Crescemos sabendo que a morte é definitiva. Que a morte é para sempre. Que não há volta a dar, não há nada mais que se possa fazer. Todos sabemos disso, não há dúvida. Mas existe uma diferença entre para sempre e nunca mais. O para sempre tem ares de contos de fadas. O nunca mais tem ares de filme de terror. E pouco se fala sobre a morte ser o nunca mais.

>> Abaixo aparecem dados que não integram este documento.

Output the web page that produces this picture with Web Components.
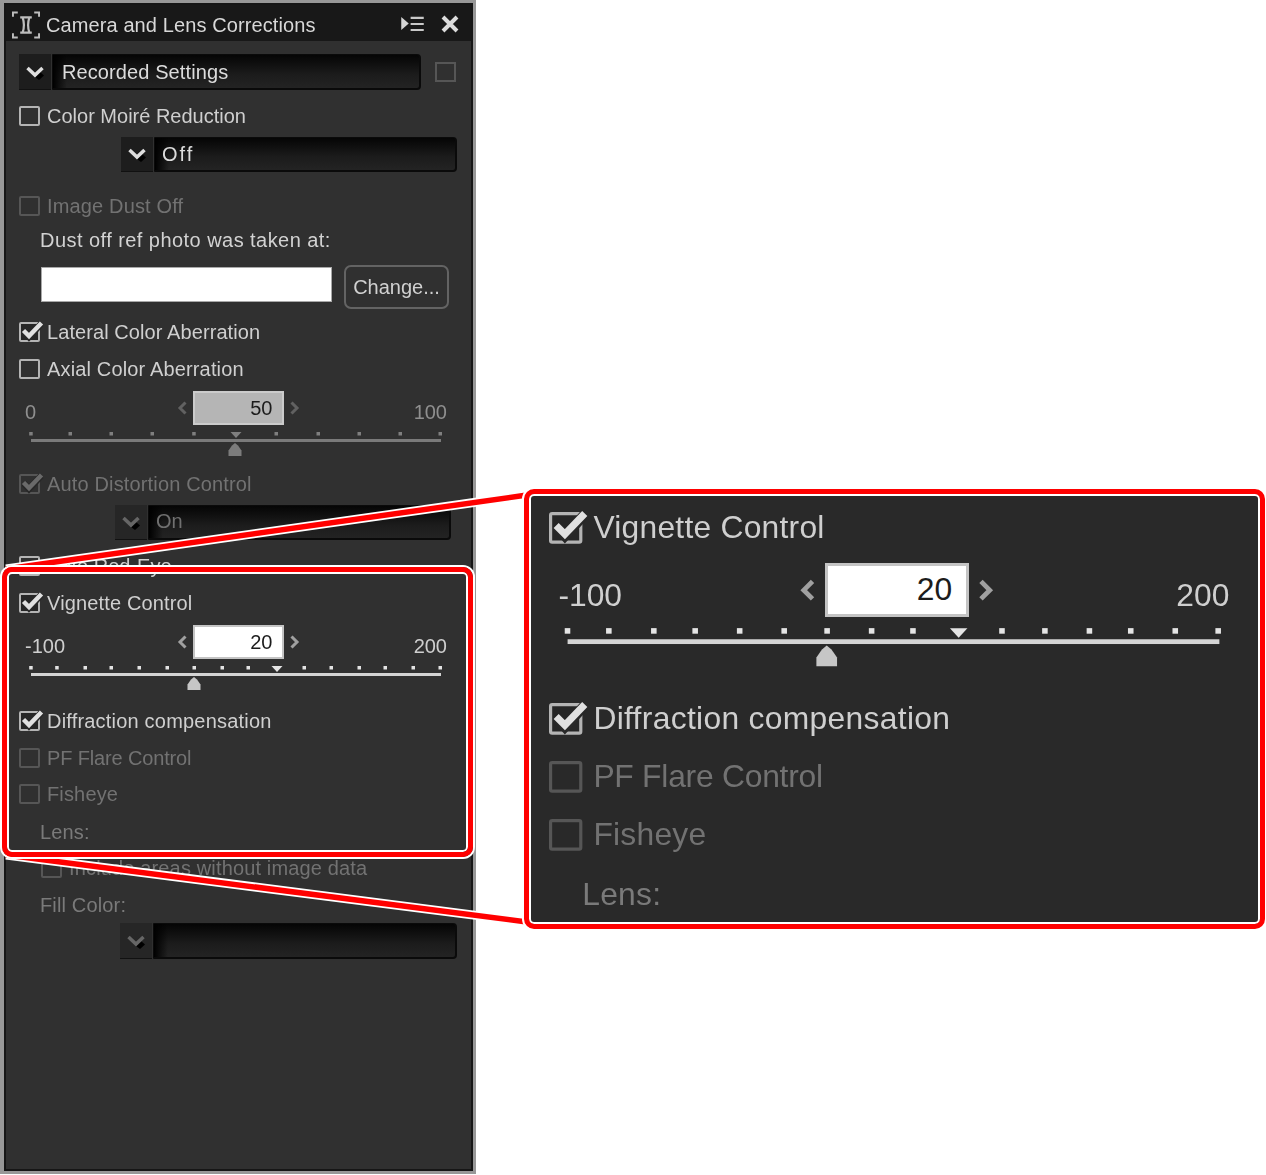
<!DOCTYPE html>
<html><head><meta charset="utf-8"><title>Camera and Lens Corrections</title>
<style>html,body{margin:0;padding:0;background:#fff}</style></head><body>
<nx-page>
  <nx-panel title="Camera and Lens Corrections">
    <nx-row style="margin-top:13px;gap:14px;align-items:center">
      <nx-select style="width:402px;letter-spacing:.1px">Recorded Settings</nx-select><nx-box></nx-box>
    </nx-row>
    <nx-check style="margin-top:16px;letter-spacing:0">Color Moiré Reduction</nx-check>
    <nx-select style="margin:11px 0 0 102px;width:336px;height:35px;letter-spacing:2px;--pad:7px">Off</nx-select>
    <nx-check dim style="margin-top:24px">Image Dust Off</nx-check>
    <nx-text style="margin:14px 0 0 21px;letter-spacing:.45px">Dust off ref photo was taken at:</nx-text>
    <nx-row style="margin:15px 0 0 22px;gap:12px;height:44px">
      <nx-input></nx-input><nx-button>Change...</nx-button>
    </nx-row>
    <nx-check checked style="margin-top:13px;letter-spacing:.08px">Lateral Color Aberration</nx-check>
    <nx-check style="margin-top:17px">Axial Color Aberration</nx-check>
    <nx-slider dim min="0" max="100" value="50" ticks="30.7,70,111,152,193.7,276,318,359,400,440" marker="236" thumb="235" style="margin-top:12px"></nx-slider>
    <nx-check dim checked style="margin-top:18px">Auto Distortion Control</nx-check>
    <nx-select dim style="margin:11px 0 0 96px;width:336px;height:35px;letter-spacing:0;--pad:7px;--up:2px">On</nx-select>
    <nx-check style="margin-top:16px;letter-spacing:0">Auto Red-Eye</nx-check>
    <nx-group style="margin-top:17px"></nx-group>
    <nx-check dim style="margin:16px 0 0 22px">Include areas without image data</nx-check>
    <nx-text dim style="margin:17px 0 0 21px">Fill Color:</nx-text>
    <nx-select dim style="margin:8px 0 0 101px;width:337px"></nx-select>
  </nx-panel>
  <nx-lines></nx-lines>
  <nx-callout style="left:2px;top:567px;width:471px;height:290px"></nx-callout>
  <nx-callout solid style="left:524px;top:489px;width:741px;height:440px;--bg:#292929">
    <nx-group style="zoom:1.59;margin:11.2px 0 0 12.5px;--d:23px"></nx-group>
  </nx-callout>
</nx-page>
<script>
function def(name, html, extra){
  customElements.define(name, class extends HTMLElement{
    constructor(){super();this.attachShadow({mode:'open'}).innerHTML=typeof html==='function'?html(this):html;}
    connectedCallback(){ if(extra) extra.call(this,this.shadowRoot); }
  });
}
def('nx-page',`<style>:host{display:block;position:relative;width:1266px;height:1175px;overflow:hidden;background:#fff;
font:20px/20px "Liberation Sans",Arial,sans-serif;letter-spacing:.15px}</style><slot></slot>`);
def('nx-row',`<style>:host{display:flex}</style><slot></slot>`);
def('nx-panel',`<style>
:host{display:block;width:476px;height:1174px;box-sizing:border-box;background:#989898;padding:3px 3px 3px 4px}
.in{height:100%;box-sizing:border-box;border:2px solid #161616;background:#303030;display:flex;flex-direction:column;filter:blur(.5px)}
.bar{height:36px;flex:none;background:#181818;display:flex;align-items:center;color:#d8d8d8;letter-spacing:.1px;padding:3px 12px 0 6px;box-sizing:border-box}
.bar span{margin-left:6px;flex:1}
.body{padding-left:13px;display:flex;flex-direction:column;align-items:flex-start}
svg{display:block;overflow:visible}
</style><div class="in"><div class="bar">
<svg width="28" height="28" viewBox="0 0 29 29" fill="none" stroke="#bdbdbd" stroke-width="2">
<path d="M1 6V1.5H6M23 1.5H28V6M1 23V27.5H6M23 27.5H28V23"/>
<path d="M8.5 6.5H20.500M8.500 22.500H20.500M11 6.500C12.500 11 12.500 18 11 22.500M18 6.500C16.500 11 16.500 18 18 22.500" stroke-width="2.300"/></svg>
<span id="t"></span>
<svg width="23" height="15" viewBox="0 0 24 16" style="margin:-2px 17px 0 0"><path d="M0 1L8 8L0 15Z" fill="#d5d5d5"/><path d="M10 2H24M10 8.500H24M10 15H24" stroke="#c8c8c8" stroke-width="2.200"/></svg>
<svg width="18" height="18" viewBox="0 0 18 18" style="margin:-2px 0 0 0"><path d="M2 2L16 16M16 2L2 16" stroke="#dcdcdc" stroke-width="4"/></svg>
</div><div class="body"><slot></slot></div></div>`,function(s){s.getElementById('t').textContent=this.getAttribute('title')});
function checkSvg(h){const c=h.hasAttribute('checked'),d=h.hasAttribute('dim');
 const b=d?'#565656':'#b4b4b4',m=d?'#6a6a6a':'#e0e0e0';
 return `<svg width="21" height="20" viewBox="0 0 21 20" style="overflow:visible;flex:none"><rect x="1" y="1" width="19" height="18" rx="1" fill="${c&&!d?'#262626':'none'}" stroke="${b}" stroke-width="2"/>${c?`<path d="M5 9.500L10 15L22 2" fill="none" stroke="#282828" stroke-width="6.500"/><path d="M4.500 8.500L10 14L22.500 1" fill="none" stroke="${m}" stroke-width="4.500"/>`:''}</svg>`;}
def('nx-check',h=>`<style>:host{display:flex;align-items:center;height:20px;gap:7px;color:${h.hasAttribute('dim')?'#727272':'#cfcfcf'};white-space:nowrap}</style>${checkSvg(h)}<slot></slot>`);
def('nx-text',h=>`<style>:host{display:block;height:20px;color:${h.hasAttribute('dim')?'#7a7a7a':'#d2d2d2'};white-space:nowrap}</style><slot></slot>`);
def('nx-box',`<style>:host{display:block;width:21px;height:20px;box-sizing:border-box;border:2px solid #565656;flex:none}</style>`);
def('nx-select',h=>{const d=h.hasAttribute('dim');return `<style>
:host{display:flex;height:36px;box-sizing:border-box;color:${d?'#707070':'#dcdcdc'}}
.c{width:32px;flex:none;background:${d?'#262626':'#1d1d1d'};border-bottom:1px solid #111;display:flex;align-items:center;justify-content:center;box-sizing:border-box}
.f{flex:1;border-radius:1px 4px 4px 1px;border:1px solid #0a0a0a;border-width:1px 2px 2px 1px;margin-left:1px;display:flex;align-items:center;padding:0 0 var(--up,0) var(--pad,9px);
background:linear-gradient(to right,#000,transparent 14px),linear-gradient(#050505,#1c1c1c 60%,#232323)}
svg{overflow:visible;display:block}</style>
<div class="c"><svg width="20" height="14" viewBox="0 0 20 14"><path d="M10 12L15 7L19 10.500L14 15Z" fill="#000"/><path d="M2.500 3L10 10L17.500 3" fill="none" stroke="${d?'#666':'#dedede'}" stroke-width="3.500"/></svg></div>
<div class="f"><slot></slot></div>`});
def('nx-input',`<style>:host{display:block;width:291px;height:35px;margin-top:2px;box-sizing:border-box;background:#fff;border:1px solid #a8a8a8}</style>`);
def('nx-button',`<style>:host{display:flex;align-items:center;justify-content:center;width:105px;height:44px;box-sizing:border-box;border:2px solid #636363;border-radius:7px;color:#d0d0d0;letter-spacing:0}</style><slot></slot>`);
def('nx-slider',h=>{const d=h.hasAttribute('dim'),x=v=>+v-25;
 const ticks=h.getAttribute('ticks').split(',').map(v=>`<rect x="${x(v)-1.500}" y="7" width="3.500" height="3.500"/>`).join('');
 const m=x(h.getAttribute('marker')),t=x(h.getAttribute('thumb'));
 const tc=d?'#7f7f7f':'#e4e4e4',tr=d?'#7a7a7a':'#d4d4d4',th=d?'#7c7c7c':'#c6c6c6',ac=d?'#616161':'#a0a0a0';
 return `<style>
:host{display:block;width:422px;margin-left:6px;color:${d?'#8f8f8f':'#cfcfcf'};letter-spacing:0}
.top{display:grid;grid-template-columns:1fr auto 1fr;height:34px}
.l{align-self:end;margin-bottom:3px}.r{align-self:end;margin-bottom:3px;text-align:right}
.s{display:flex;align-items:center;gap:5px;margin-left:4px}
.v{width:91px;height:34px;box-sizing:border-box;background:${d?'#b5b5b5':'#fff'};border:2px solid ${d?'#cbcbcb':'#c4c4c4'};color:#1c1c1c;text-align:right;padding:5px 9px 0 0;line-height:20px}
svg{display:block;overflow:visible}</style>
<div class="top"><span class="l">${h.getAttribute('min')}</span>
<div class="s"><svg width="11" height="14" viewBox="0 0 11 14"><path d="M8.500 1.500L3 7L8.500 12.500" fill="none" stroke="${ac}" stroke-width="3"/></svg><div class="v">${h.getAttribute('value')}</div><svg width="11" height="14" viewBox="0 0 11 14"><path d="M2.500 1.500L8 7L2.500 12.500" fill="none" stroke="${ac}" stroke-width="3"/></svg></div>
<span class="r">${h.getAttribute('max')}</span></div>
<svg width="422" height="31" viewBox="0 0 422 31"><g fill="${tc}">${ticks}<path d="M${m-5.500} 7H${m+5.500}L${m} 13Z"/></g>
<rect x="6" y="14" width="410" height="3" fill="${tr}"/>
<path d="M${t} 18L${t+3} 20.500L${t+6.500} 25.500V31H${t-6.500}V25.500L${t-3} 20.500Z" fill="${th}"/></svg>`});
def('nx-group',`<style>:host{display:flex;flex-direction:column;align-items:flex-start}</style>
<nx-check checked>Vignette Control</nx-check>
<nx-slider min="-100" max="200" value="20" ticks="30.700,56.700,85,111,139,167,194,222,248,304,331,359,385,413,440" marker="277" thumb="194" style="margin-top:12px"></nx-slider>
<nx-check checked style="margin-top:var(--d,21px);letter-spacing:.2px">Diffraction compensation</nx-check>
<nx-check dim style="margin-top:17px;letter-spacing:-.15px">PF Flare Control</nx-check>
<nx-check dim style="margin-top:16px">Fisheye</nx-check>
<nx-text dim style="margin:18px 0 0 21px">Lens:</nx-text>`);
def('nx-lines',`<style>:host{position:absolute;left:0;top:0}svg{display:block}</style>
<svg width="1266" height="1175" viewBox="0 0 1266 1175" fill="none">
<g stroke="#fff" stroke-width="9"><path d="M6 569L527 495M6 855L527 922"/></g>
<g stroke="#f00" stroke-width="5.500"><path d="M6 569L527 495M6 855L527 922"/></g></svg>`);
def('nx-callout',h=>`<style>:host{position:absolute;box-sizing:border-box;border:5.500px solid #f00;border-radius:10px;
box-shadow:0 0 0 2px #fff,inset 0 0 0 2px #fff;display:block;${h.hasAttribute('solid')?'background:var(--bg) padding-box':''}}
.c{filter:blur(.7px)}</style><div class="c"><slot></slot></div>`);
</script>
</body></html>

Foi um amigo que perdeu a mãe para a Covid quem me disse isso: o que mais me dói é saber que agora é nunca mais. Nunca mais vou vê-la, nunca mais vou abraçá-la, nunca mais vou poder conversar com ela. Quando ouvi isso- pouco tempo depois de perder meu pai não parei para refletir com calma. Achei uma constatação um tanto quanto óbvia, uma dor absolutamente natural, quiçá previsível.

Mas os meses se passaram, até consolidarem-se em um ano. Depois vieram mais alguns meses da minha perda e um dia, no cenário mais inesperado, o “nunca mais” bateu para mim. Eu estava na fila preferencial do supermercado, já grávida, e na minha frente estava um senhor na casa dos 70 anos, como era meu pai, antes de partir. Ele não se parecia com meu pai, nem havia qualquer outra razão de conexão. Ele conversava com a atendente sobre um produto que não havia encontrado e ela confirmou que o produto tinha saído de linha. Não haveria mais.

A junção das coisas – o homem cuja idade regulava com a do meu pai, meu estado emocional de gestante, a frase da moça que trabalhava na linha de caixa “saiu de linha, não vai ter mais” – geraram uma combinação bombástica no meu cérebro. Comecei a chorar ali mesmo, sem nenhum tipo de pré aviso. Me virei de costas, enxuguei o rosto com o dorso da mão, não queria que me oferecessem ajuda, nem queria dar algum tipo de explicação.

Nunca mais. Nunca mais é absolutamente diferente de para sempre. A memória do meu pai existirá para sempre. Sua presença em mim existirá para sempre. E isso é bonito, é consolador. Mas eu não vou vê-lo nunca mais. Ele nunca mais irá ao supermercado, nunca mais chamará um atendente para fazer uma pergunta, nunca mais se dirigirá aos caixas para fazer um pagamento. Assim como aquele senhor ouviu que o produto que ele desejava nunca mais voltaria, eu ouvi, nas entrelinhas, que meu pai nunca mais voltaria.

Há coisas na vida que são tão óbvias, mas tão óbvias, que tentar explicá-las é uma tarefa absolutamente ingrata e sua compreensão será sempre falha e insuficiente. É assim com o amor materno e paterno. É assim com a morte. São duas pontas da mesma linha. Uma linha simples e banal, mas que passamos a vida inteira tentando entender, ou pelo menos aceitar. Para sempre, nunca mais, todo dia, bem vindo, adeus. Tudo tão óbvio. Tudo absolutamente incompreensível.